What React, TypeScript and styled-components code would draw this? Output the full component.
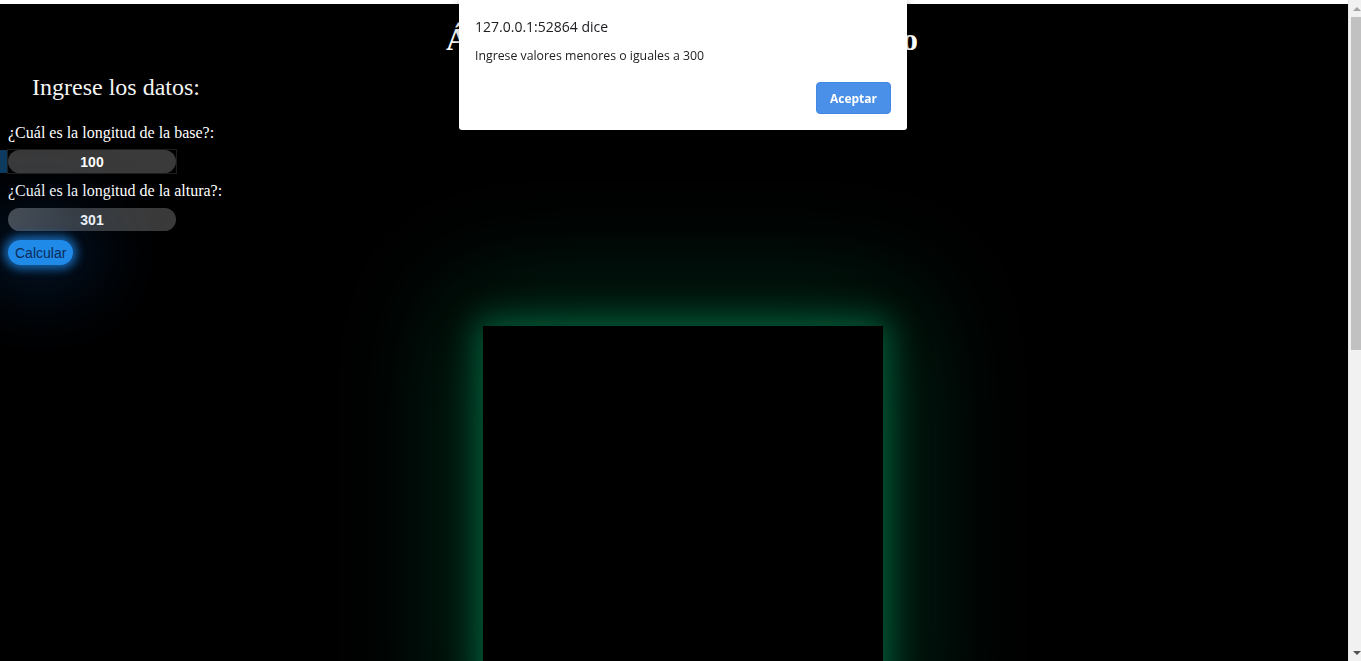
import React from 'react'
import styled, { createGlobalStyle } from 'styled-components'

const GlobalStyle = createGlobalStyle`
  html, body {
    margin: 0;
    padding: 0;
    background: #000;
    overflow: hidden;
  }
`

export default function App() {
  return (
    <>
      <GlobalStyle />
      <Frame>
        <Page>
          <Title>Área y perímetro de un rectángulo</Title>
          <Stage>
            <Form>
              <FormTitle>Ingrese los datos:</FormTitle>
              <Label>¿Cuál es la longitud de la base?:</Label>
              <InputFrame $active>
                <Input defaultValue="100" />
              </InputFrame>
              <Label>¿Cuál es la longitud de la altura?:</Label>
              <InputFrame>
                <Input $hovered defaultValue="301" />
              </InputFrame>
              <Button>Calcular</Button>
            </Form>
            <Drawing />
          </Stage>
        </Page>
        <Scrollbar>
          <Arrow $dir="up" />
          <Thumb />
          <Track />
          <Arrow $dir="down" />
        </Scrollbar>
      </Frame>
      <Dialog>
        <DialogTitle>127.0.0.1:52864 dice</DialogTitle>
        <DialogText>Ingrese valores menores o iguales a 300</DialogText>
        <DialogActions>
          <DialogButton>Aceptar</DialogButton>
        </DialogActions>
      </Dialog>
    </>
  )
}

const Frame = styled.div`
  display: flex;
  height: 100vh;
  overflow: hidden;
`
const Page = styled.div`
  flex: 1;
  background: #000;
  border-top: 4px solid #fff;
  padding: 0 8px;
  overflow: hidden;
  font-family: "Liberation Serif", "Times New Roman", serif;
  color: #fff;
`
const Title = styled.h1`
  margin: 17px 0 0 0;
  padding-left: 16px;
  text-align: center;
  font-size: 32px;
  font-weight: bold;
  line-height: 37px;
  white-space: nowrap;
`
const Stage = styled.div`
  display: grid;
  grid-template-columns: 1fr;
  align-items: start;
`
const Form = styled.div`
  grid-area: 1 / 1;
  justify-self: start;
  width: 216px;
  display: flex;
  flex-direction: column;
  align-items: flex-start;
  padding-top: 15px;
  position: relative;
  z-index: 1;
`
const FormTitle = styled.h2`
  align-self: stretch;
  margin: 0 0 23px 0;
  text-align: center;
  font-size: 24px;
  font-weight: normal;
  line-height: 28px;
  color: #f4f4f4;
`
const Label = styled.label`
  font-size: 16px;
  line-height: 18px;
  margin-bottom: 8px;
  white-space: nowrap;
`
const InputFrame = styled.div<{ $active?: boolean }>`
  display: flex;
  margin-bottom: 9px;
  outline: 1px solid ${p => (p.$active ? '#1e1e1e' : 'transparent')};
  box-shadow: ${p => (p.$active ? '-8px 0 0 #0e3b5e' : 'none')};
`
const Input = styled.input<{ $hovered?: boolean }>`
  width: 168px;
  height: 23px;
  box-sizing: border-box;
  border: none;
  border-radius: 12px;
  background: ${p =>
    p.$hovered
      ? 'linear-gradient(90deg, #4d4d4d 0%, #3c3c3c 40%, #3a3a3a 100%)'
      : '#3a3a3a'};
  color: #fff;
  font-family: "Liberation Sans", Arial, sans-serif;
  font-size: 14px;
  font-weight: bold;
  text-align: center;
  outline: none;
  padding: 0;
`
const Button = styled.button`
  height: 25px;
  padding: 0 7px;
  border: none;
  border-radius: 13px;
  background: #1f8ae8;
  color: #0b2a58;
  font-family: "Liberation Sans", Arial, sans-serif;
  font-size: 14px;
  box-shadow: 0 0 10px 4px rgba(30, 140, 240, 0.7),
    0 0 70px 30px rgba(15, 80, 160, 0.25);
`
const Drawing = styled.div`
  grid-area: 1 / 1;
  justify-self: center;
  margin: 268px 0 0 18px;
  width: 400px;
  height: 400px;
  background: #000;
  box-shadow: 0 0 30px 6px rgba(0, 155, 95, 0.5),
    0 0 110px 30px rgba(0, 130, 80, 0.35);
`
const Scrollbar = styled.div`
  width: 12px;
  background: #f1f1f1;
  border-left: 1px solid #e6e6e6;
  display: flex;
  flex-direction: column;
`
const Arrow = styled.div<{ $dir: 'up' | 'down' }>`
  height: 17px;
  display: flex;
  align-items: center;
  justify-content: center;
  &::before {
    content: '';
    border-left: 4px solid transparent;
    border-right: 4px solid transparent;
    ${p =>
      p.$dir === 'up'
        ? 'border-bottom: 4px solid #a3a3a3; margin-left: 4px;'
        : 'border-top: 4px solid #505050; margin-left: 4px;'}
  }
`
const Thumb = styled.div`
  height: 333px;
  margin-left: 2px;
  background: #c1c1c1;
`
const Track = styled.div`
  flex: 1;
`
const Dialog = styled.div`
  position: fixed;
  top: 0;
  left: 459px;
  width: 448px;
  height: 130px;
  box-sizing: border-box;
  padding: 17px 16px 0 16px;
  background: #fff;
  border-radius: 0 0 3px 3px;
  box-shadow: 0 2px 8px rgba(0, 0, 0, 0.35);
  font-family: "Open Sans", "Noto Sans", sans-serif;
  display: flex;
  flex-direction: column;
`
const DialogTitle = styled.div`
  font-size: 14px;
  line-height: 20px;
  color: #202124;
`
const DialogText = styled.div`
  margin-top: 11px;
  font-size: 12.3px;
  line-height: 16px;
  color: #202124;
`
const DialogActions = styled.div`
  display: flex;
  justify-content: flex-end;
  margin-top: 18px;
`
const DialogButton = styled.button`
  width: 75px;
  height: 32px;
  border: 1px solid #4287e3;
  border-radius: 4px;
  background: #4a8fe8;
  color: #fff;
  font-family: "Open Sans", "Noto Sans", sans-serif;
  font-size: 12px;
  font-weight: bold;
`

+--

WHAT THE TASK REQUIRES
Take every line above carrying "components" and return it.

THE REPLY
What React, TypeScript and styled-components code would draw this? Output the full component.
import styled, { createGlobalStyle } from 'styled-components'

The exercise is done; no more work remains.